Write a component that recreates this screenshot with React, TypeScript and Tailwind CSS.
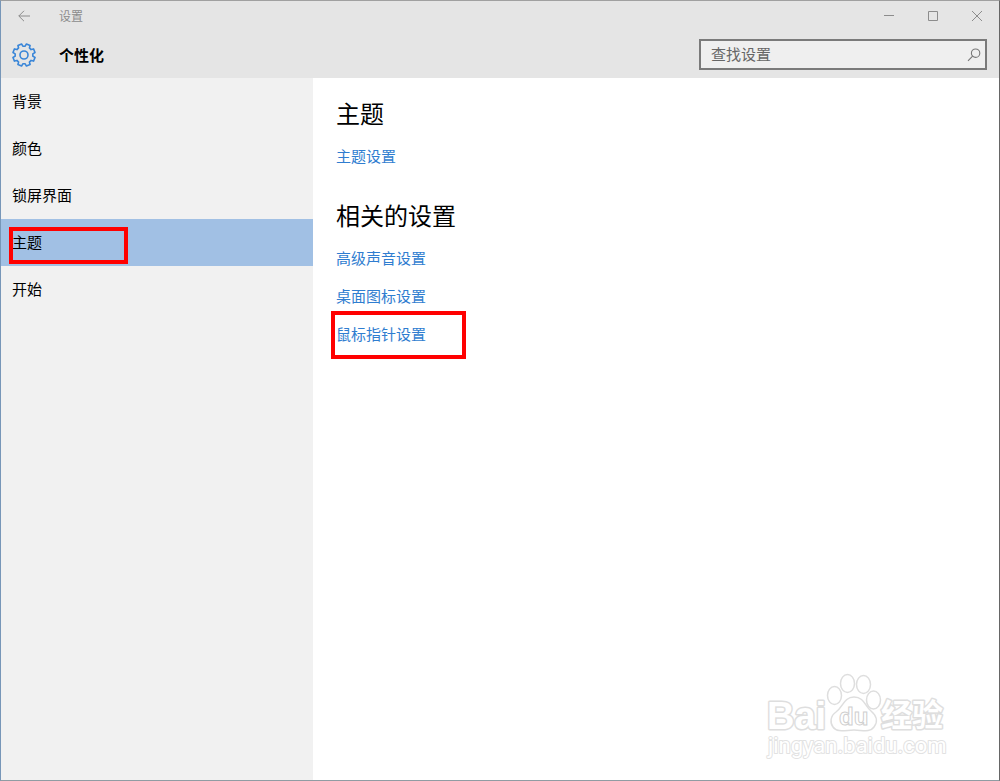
import React from 'react';

const navItems = [
    { id: 'background', label: '背景' },
    { id: 'colors', label: '颜色' },
    { id: 'lockscreen', label: '锁屏界面' },
    { id: 'themes', label: '主题', marked: true },
    { id: 'start', label: '开始' },
];

const relatedLinks = [
    { id: 'sound', label: '高级声音设置' },
    { id: 'desktop-icons', label: '桌面图标设置' },
    { id: 'mouse-pointer', label: '鼠标指针设置', marked: true },
];

// Eight teeth, with a gap (not a tooth) pointing straight up
const gearPath = () => {
    const points: string[] = [];
    for (let i = 0; i < 8; i++) {
        const center = i * 45 + 22.5;
        [[-15, 8.9], [-10, 11.3], [10, 11.3], [15, 8.9]].forEach(([offset, r]) => {
            const a = ((center + offset - 90) * Math.PI) / 180;
            points.push(`${(12 + r * Math.cos(a)).toFixed(2)} ${(12 + r * Math.sin(a)).toFixed(2)}`);
        });
    }
    return `M${points.join('L')}Z`;
};

const GearIcon = () => (
    <svg width="24" height="24" viewBox="0 0 24 24" fill="none" stroke="#3a86d8" strokeWidth="1.6" strokeLinejoin="round" aria-hidden="true">
        <path d={gearPath()} />
        <circle cx="12" cy="12" r="4" />
    </svg>
);

const BackIcon = () => (
    <svg width="12" height="12" viewBox="0 0 12 12" fill="none" stroke="#8c8c8c" aria-hidden="true">
        <path d="M12 6H.8M6 .8L.8 6L6 11.2" />
    </svg>
);

const SearchIcon = () => (
    <svg width="14" height="14" viewBox="0 0 14 14" fill="none" stroke="#777" strokeWidth="1.1" aria-hidden="true">
        <circle cx="8.6" cy="5.2" r="4.2" />
        <path d="M5.6 8.2L1 12.8" />
    </svg>
);

const Watermark = () => (
    <svg className="pointer-events-none absolute right-[51px] bottom-[18px]" width="188" height="96" viewBox="0 0 188 96" fill="#fff" stroke="#dedede" strokeWidth="1.5">
        <g strokeWidth="3" paintOrder="stroke" strokeLinejoin="round">
            <text x="7" y="63" fontSize="38" fontWeight="700" fontFamily="'Liberation Sans', sans-serif">Bai</text>
            <text x="121" y="60" fontSize="31" fontWeight="700" fontFamily="'Noto Sans CJK SC', sans-serif">经验</text>
            <text x="8" y="87" fontSize="22" fontWeight="400" stroke="#e2e2e2" strokeWidth="2" fontFamily="Roboto, sans-serif">jingyan.baidu.com</text>
        </g>
        <ellipse cx="74.500" cy="29.500" rx="7" ry="9" />
        <ellipse cx="87.500" cy="17.500" rx="7" ry="9" />
        <ellipse cx="103.500" cy="18.500" rx="7" ry="9" />
        <ellipse cx="113.500" cy="34" rx="7" ry="9" />
        <path d="M94 31C84 31 83 41 76 46C70 50 70 57 73 61C77 67 86 64 94 64C102 64 110 67 114 61C118 56 117 50 111 45C105 40 104 31 94 31Z" />
        <text x="79" y="59" fontSize="24" fontWeight="700" fontFamily="'Liberation Sans', sans-serif" stroke="#cfcfcf" strokeWidth="1">du</text>
    </svg>
);

const App: React.FC = () => {
    return (
        <div
            lang="zh-CN"
            className="relative flex min-h-screen flex-col border border-t-[#a0a0a0] border-r-[#666] border-b-[#909ca3] border-l-[#7796b8] bg-white font-['Noto_Sans_CJK_SC',sans-serif] text-[15px] text-black"
        >
            <header className="bg-[#e5e5e5]">
                <div className="flex h-[30px] items-center">
                    <button type="button" aria-label="返回" className="flex h-full w-[46px] items-center justify-center">
                        <BackIcon />
                    </button>
                    <span className="ml-3 text-xs text-[#8c8c8c]">设置</span>
                    <div className="ml-auto flex h-full">
                        <button type="button" aria-label="最小化" className="flex w-11 items-center justify-center">
                            <svg width="10" height="10" stroke="#8c8c8c" aria-hidden="true"><path d="M0 4.5H10" /></svg>
                        </button>
                        <button type="button" aria-label="最大化" className="flex w-11 items-center justify-center">
                            <svg width="10" height="10" fill="none" stroke="#8c8c8c" aria-hidden="true"><path d="M.5 .5H9.500V9.500H.5Z" /></svg>
                        </button>
                        <button type="button" aria-label="关闭" className="flex w-11 items-center justify-center">
                            <svg width="10" height="10" stroke="#8c8c8c" aria-hidden="true"><path d="M0 0L10 10M10 0L0 10" /></svg>
                        </button>
                    </div>
                </div>
                <div className="flex h-[47px] items-start justify-between pr-3 pl-[11px]">
                    <div className="flex h-12 items-center gap-[23px]">
                        <GearIcon />
                        <h1 className="font-bold">个性化</h1>
                    </div>
                    <label className="mt-2 flex h-[31px] w-72 items-center border-2 border-[#7a7a7a] bg-[#efefef] pr-1 pl-[10px]">
                        <input
                            type="text"
                            aria-label="查找设置"
                            placeholder="查找设置"
                            className="min-w-0 flex-1 bg-transparent outline-none placeholder:text-[#666]"
                        />
                        <SearchIcon />
                    </label>
                </div>
            </header>

            <div className="flex flex-1">
                <nav className="w-78 bg-[#f1f1f1]">
                    <ul>
                        {navItems.map((item) => (
                            <li key={item.id} className={item.marked ? 'relative bg-[#a1c0e4]' : ''}>
                                <a href={`#${item.id}`} className="flex h-[47px] items-center pl-[11px]">{item.label}</a>
                                {item.marked && <span className="pointer-events-none absolute top-2 left-2 h-[37px] w-[119px] border-4 border-[#f00]" />}
                            </li>
                        ))}
                    </ul>
                </nav>

                <main className="flex-1 pt-[19px] pl-[23px]">
                    <section>
                        <h2 className="text-2xl/8">主题</h2>
                        <a href="#theme-settings" className="mt-2 flex h-[38px] w-fit items-center text-[#2f7dd0]">主题设置</a>
                    </section>
                    <section className="mt-6">
                        <h2 className="text-2xl/8">相关的设置</h2>
                        <ul className="mt-2">
                            {relatedLinks.map((link) => (
                                <li key={link.id} className="relative">
                                    <a href={`#${link.id}`} className="flex h-[38px] w-fit items-center text-[#2f7dd0]">{link.label}</a>
                                    {link.marked && <span className="pointer-events-none absolute -top-1 -left-[5px] h-12 w-[135px] border-4 border-[#f00]" />}
                                </li>
                            ))}
                        </ul>
                    </section>
                </main>
            </div>
            <Watermark />
        </div>
    );
};

export default App;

----

EXERCISE INSTRUCTIONS:
Reproduce the listing exactly. Leave its pictures out.

RESPONSE TO THIS TASK:
Write a component that recreates this screenshot with React, TypeScript and Tailwind CSS.
import React from 'react';

const navItems = [
    { id: 'background', label: '背景' },
    { id: 'colors', label: '颜色' },
    { id: 'lockscreen', label: '锁屏界面' },
    { id: 'themes', label: '主题', marked: true },
    { id: 'start', label: '开始' },
];

const relatedLinks = [
    { id: 'sound', label: '高级声音设置' },
    { id: 'desktop-icons', label: '桌面图标设置' },
    { id: 'mouse-pointer', label: '鼠标指针设置', marked: true },
];

// Eight teeth, with a gap (not a tooth) pointing straight up
const gearPath = () => {
    const points: string[] = [];
    for (let i = 0; i < 8; i++) {
        const center = i * 45 + 22.5;
        [[-15, 8.9], [-10, 11.3], [10, 11.3], [15, 8.9]].forEach(([offset, r]) => {
            const a = ((center + offset - 90) * Math.PI) / 180;
            points.push(`${(12 + r * Math.cos(a)).toFixed(2)} ${(12 + r * Math.sin(a)).toFixed(2)}`);
        });
    }
    return `M${points.join('L')}Z`;
};

const GearIcon = () => (
    <svg width="24" height="24" viewBox="0 0 24 24" fill="none" stroke="#3a86d8" strokeWidth="1.6" strokeLinejoin="round" aria-hidden="true">
        <path d={gearPath()} />
        <circle cx="12" cy="12" r="4" />
    </svg>
);

const BackIcon = () => (
    <svg width="12" height="12" viewBox="0 0 12 12" fill="none" stroke="#8c8c8c" aria-hidden="true">
        <path d="M12 6H.8M6 .8L.8 6L6 11.2" />
    </svg>
);

const SearchIcon = () => (
    <svg width="14" height="14" viewBox="0 0 14 14" fill="none" stroke="#777" strokeWidth="1.1" aria-hidden="true">
        <circle cx="8.6" cy="5.2" r="4.2" />
        <path d="M5.6 8.2L1 12.8" />
    </svg>
);

const Watermark = () => (
    <svg className="pointer-events-none absolute right-[51px] bottom-[18px]" width="188" height="96" viewBox="0 0 188 96" fill="#fff" stroke="#dedede" strokeWidth="1.5">
        <g strokeWidth="3" paintOrder="stroke" strokeLinejoin="round">
            <text x="7" y="63" fontSize="38" fontWeight="700" fontFamily="'Liberation Sans', sans-serif">Bai</text>
            <text x="121" y="60" fontSize="31" fontWeight="700" fontFamily="'Noto Sans CJK SC', sans-serif">经验</text>
            <text x="8" y="87" fontSize="22" fontWeight="400" stroke="#e2e2e2" strokeWidth="2" fontFamily="Roboto, sans-serif">jingyan.baidu.com</text>
        </g>
        <ellipse cx="74.500" cy="29.500" rx="7" ry="9" />
        <ellipse cx="87.500" cy="17.500" rx="7" ry="9" />
        <ellipse cx="103.500" cy="18.500" rx="7" ry="9" />
        <ellipse cx="113.500" cy="34" rx="7" ry="9" />
        <path d="M94 31C84 31 83 41 76 46C70 50 70 57 73 61C77 67 86 64 94 64C102 64 110 67 114 61C118 56 117 50 111 45C105 40 104 31 94 31Z" />
        <text x="79" y="59" fontSize="24" fontWeight="700" fontFamily="'Liberation Sans', sans-serif" stroke="#cfcfcf" strokeWidth="1">du</text>
    </svg>
);

const App: React.FC = () => {
    return (
        <div
            lang="zh-CN"
            className="relative flex min-h-screen flex-col border border-t-[#a0a0a0] border-r-[#666] border-b-[#909ca3] border-l-[#7796b8] bg-white font-['Noto_Sans_CJK_SC',sans-serif] text-[15px] text-black"
        >
            <header className="bg-[#e5e5e5]">
                <div className="flex h-[30px] items-center">
                    <button type="button" aria-label="返回" className="flex h-full w-[46px] items-center justify-center">
                        <BackIcon />
                    </button>
                    <span className="ml-3 text-xs text-[#8c8c8c]">设置</span>
                    <div className="ml-auto flex h-full">
                        <button type="button" aria-label="最小化" className="flex w-11 items-center justify-center">
                            <svg width="10" height="10" stroke="#8c8c8c" aria-hidden="true"><path d="M0 4.5H10" /></svg>
                        </button>
                        <button type="button" aria-label="最大化" className="flex w-11 items-center justify-center">
                            <svg width="10" height="10" fill="none" stroke="#8c8c8c" aria-hidden="true"><path d="M.5 .5H9.500V9.500H.5Z" /></svg>
                        </button>
                        <button type="button" aria-label="关闭" className="flex w-11 items-center justify-center">
                            <svg width="10" height="10" stroke="#8c8c8c" aria-hidden="true"><path d="M0 0L10 10M10 0L0 10" /></svg>
                        </button>
                    </div>
                </div>
                <div className="flex h-[47px] items-start justify-between pr-3 pl-[11px]">
                    <div className="flex h-12 items-center gap-[23px]">
                        <GearIcon />
                        <h1 className="font-bold">个性化</h1>
                    </div>
                    <label className="mt-2 flex h-[31px] w-72 items-center border-2 border-[#7a7a7a] bg-[#efefef] pr-1 pl-[10px]">
                        <input
                            type="text"
                            aria-label="查找设置"
                            placeholder="查找设置"
                            className="min-w-0 flex-1 bg-transparent outline-none placeholder:text-[#666]"
                        />
                        <SearchIcon />
                    </label>
                </div>
            </header>

            <div className="flex flex-1">
                <nav className="w-78 bg-[#f1f1f1]">
                    <ul>
                        {navItems.map((item) => (
                            <li key={item.id} className={item.marked ? 'relative bg-[#a1c0e4]' : ''}>
                                <a href={`#${item.id}`} className="flex h-[47px] items-center pl-[11px]">{item.label}</a>
                                {item.marked && <span className="pointer-events-none absolute top-2 left-2 h-[37px] w-[119px] border-4 border-[#f00]" />}
                            </li>
                        ))}
                    </ul>
                </nav>

                <main className="flex-1 pt-[19px] pl-[23px]">
                    <section>
                        <h2 className="text-2xl/8">主题</h2>
                        <a href="#theme-settings" className="mt-2 flex h-[38px] w-fit items-center text-[#2f7dd0]">主题设置</a>
                    </section>
                    <section className="mt-6">
                        <h2 className="text-2xl/8">相关的设置</h2>
                        <ul className="mt-2">
                            {relatedLinks.map((link) => (
                                <li key={link.id} className="relative">
                                    <a href={`#${link.id}`} className="flex h-[38px] w-fit items-center text-[#2f7dd0]">{link.label}</a>
                                    {link.marked && <span className="pointer-events-none absolute -top-1 -left-[5px] h-12 w-[135px] border-4 border-[#f00]" />}
                                </li>
                            ))}
                        </ul>
                    </section>
                </main>
            </div>
            <Watermark />
        </div>
    );
};

export default App;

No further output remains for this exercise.